Unit Kopassus ini juga mempunyai peran penting dalam memantau aktivitas kelompok separatis di luar negeri.
Dalam buku "Kopassus untuk Indonesia" karya Iwan Santosa dan E.A Natanegara, disebutkan bahwa prajurit Kopassus dipilih untuk memantau aktivitas warga keturunan Maluku di Parlemen Belanda.
Sebagai contoh, Kopassus memantau perayaan ulang tahun RMS dan kongres Papua yang diadakan di Belanda. Melalui operasi intelijen ini, Kopassus berhasil mengumpulkan data mengenai kekuatan, strategi, dan dukungan yang diterima oleh kelompok-kelompok separatis tersebut.

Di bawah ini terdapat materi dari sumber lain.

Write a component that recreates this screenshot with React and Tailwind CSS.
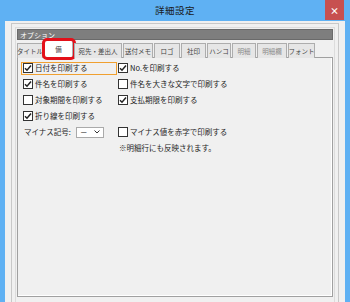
import React from 'react'

const TABS = [
  { label: 'タイトル', w: 'w-[26px]' },
  { label: '備', w: 'w-[29px]', active: true },
  { label: '宛先・差出人', w: 'w-[48px]' },
  { label: '送付メモ', w: 'w-[30px]' },
  { label: 'ロゴ', w: 'w-[26px]' },
  { label: '社印', w: 'w-[25px]' },
  { label: 'ハンコ', w: 'w-[24px]' },
  { label: '明細', w: 'w-[24px]', dim: true },
  { label: '明細欄', w: 'w-[30px]', dim: true },
  { label: 'フォント', w: 'w-[27px]' },
]

function Check({ checked }) {
  return (
    <span className="w-[10px] h-[10px] border border-[#333] bg-white flex items-center justify-center shrink-0">
      {checked && (
        <svg width="8" height="8" viewBox="0 0 8 8">
          <path d="M1 4.2 L3 6.2 L7 1.5" fill="none" stroke="#222" strokeWidth="1.5" />
        </svg>
      )}
    </span>
  )
}

function Row({ checked, label, focus }) {
  return (
    <div className="h-[16px] flex items-center">
      <div
        className={`flex items-center gap-[2px] h-[13px] pl-[1px] ${
          focus ? 'border border-[#f0a030] w-[96px] -ml-px' : ''
        }`}
      >
        <Check checked={checked} />
        <span>{label}</span>
      </div>
    </div>
  )
}

export default function App() {
  return (
    <div
      className="w-[350px] h-[302px] bg-[#5fb1f3] flex flex-col overflow-hidden text-[#1e1e1e]"
      style={{ fontFamily: '"Noto Sans CJK JP", "Noto Sans", sans-serif' }}
    >
      {/* Title bar */}
      <div className="h-[21px] relative flex items-center justify-center shrink-0">
        <span className="text-[9.5px] text-[#1a1a1a] tracking-[0.5px]">詳細設定</span>
        <div className="absolute right-[6px] top-0 w-[19px] h-[20px] bg-[#c75050] flex items-center justify-center text-white text-[9px] font-bold leading-none">
          ×
        </div>
      </div>

      {/* Body */}
      <div className="flex-1 mx-[5px] bg-[#f0f0f0] pt-[2px] px-[6px]">
        <div className="h-full border-l border-t border-r border-[#c8c8c8] pt-[3px] px-[3px]">
          <div className="h-full border-l border-t border-r border-[#dcdcdc] bg-[#f0f0f0] px-px pt-px">
            {/* Header */}
            <div className="h-[11px] bg-[#7e7e7e] text-white text-[7px] leading-[10px] pl-[2px] border border-[#6a6a6a]">
              オプション
            </div>

            {/* Tabs */}
            <div className="flex items-end h-[17px] mt-px relative z-10">
              {TABS.map((t) => (
                <div
                  key={t.label}
                  className={`${t.w} shrink-0 flex items-center justify-center text-[6.5px] leading-none whitespace-nowrap relative ${
                    t.active
                      ? 'h-[18px] bg-white border border-b-0 border-[#adadad] mr-px'
                      : 'h-[15px] mr-px bg-[#e6e6e6] border border-[#adadad] border-b-0'
                  } ${t.dim ? 'text-[#8a8a8a]' : 'text-[#444]'}`}
                >
                  {t.label}
                  {t.active && (
                    <span className="absolute -left-[3px] -top-[3px] w-[34px] h-[22px] border-[3px] border-[#e3101a] rounded-[5px]" />
                  )}
                </div>
              ))}
            </div>

            {/* Panel */}
            <div className="h-[240px] -mt-px border border-[#a0a0a0] shadow-[inset_-1px_-1px_0_#fff] bg-[#f0f0f0] pt-[2px] pl-[4px] text-[7.5px] leading-none">
              <div className="grid grid-cols-[95px_1fr]">
                <Row checked label="日付を印刷する" focus />
                <Row checked label="No.を印刷する" />
                <Row checked label="件名を印刷する" />
                <Row label="件名を大きな文字で印刷する" />
                <Row label="対象期間を印刷する" />
                <Row checked label="支払期限を印刷する" />
                <Row checked label="折り線を印刷する" />
                <div />
                <div className="h-[16px] flex items-center pl-[2px] gap-[5px]">
                  <span>マイナス記号:</span>
                  <div className="w-[28px] h-[11px] bg-white border border-[#aaa] flex items-center justify-between px-[3px]">
                    <span>－</span>
                    <svg width="6" height="4" viewBox="0 0 6 4">
                      <path d="M0.5 0.5 L3 3 L5.5 0.5" fill="none" stroke="#333" strokeWidth="1" />
                    </svg>
                  </div>
                </div>
                <Row label="マイナス値を赤字で印刷する" />
                <div />
                <div className="h-[16px] flex items-center pl-[2px]">※明細行にも反映されます。</div>
              </div>
            </div>
          </div>
        </div>
      </div>
    </div>
  )
}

Salah satu tokoh yang diamati adalah Sam Formes, seorang anggota parlemen dari Partai Greolinks, yang dikenal aktif sebagai mediator untuk mendukung generasi penerus Republik Maluku Selatan (RMS) di Belanda. Namun, dalam pemantauan tersebut, terungkap bahwa kekuatan pengikut RMS mulai berkurang karena adanya perpecahan.
Kopassus memantau langsung perayaan ulang tahun ke-55 dan ke-56 RMS di Belanda, yang digelar di gedung-gedung besar seperti Congress Centrum Den Haag dan RAI Amsterdam. Dalam acara tersebut, Wakil Presiden RMS, Watilette, berupaya membakar semangat para anggotanya untuk terus memperjuangkan kemerdekaan, meski kondisi keuangan mereka sulit
Selain memantau RMS, Kopassus juga melakukan pengawasan terhadap kegiatan OPM di Belanda. Meskipun jumlah anggotanya relatif kecil, OPM telah menunjukkan kemampuannya untuk mengorganisir berbagai kegiatan dan menarik perhatian publik internasional terhadap isu Papua.
Mereka berusaha memasukkan isu kemerdekaan Papua sebagai agenda pembahasan di Uni Eropa, dengan mengadakan kongres Papua dan mendompleng acara-acara tertentu untuk menarik perhatian publik.
Salah satu contohnya adalah penyelenggaraan kongres Papua di Leiden pada Mei 2003. Selain itu, pada November 2005, mereka secara strategis memanfaatkan acara peluncuran buku sejarah Papua di Den Haag untuk menarik perhatian publik internasional dan memasukkan isu kemerdekaan Papua ke dalam agenda diskusi di Uni Eropa.
Informasi-informasi ini kemudian digunakan untuk mendukung upaya pemerintah Indonesia dalam menanggulangi ancaman separatisme.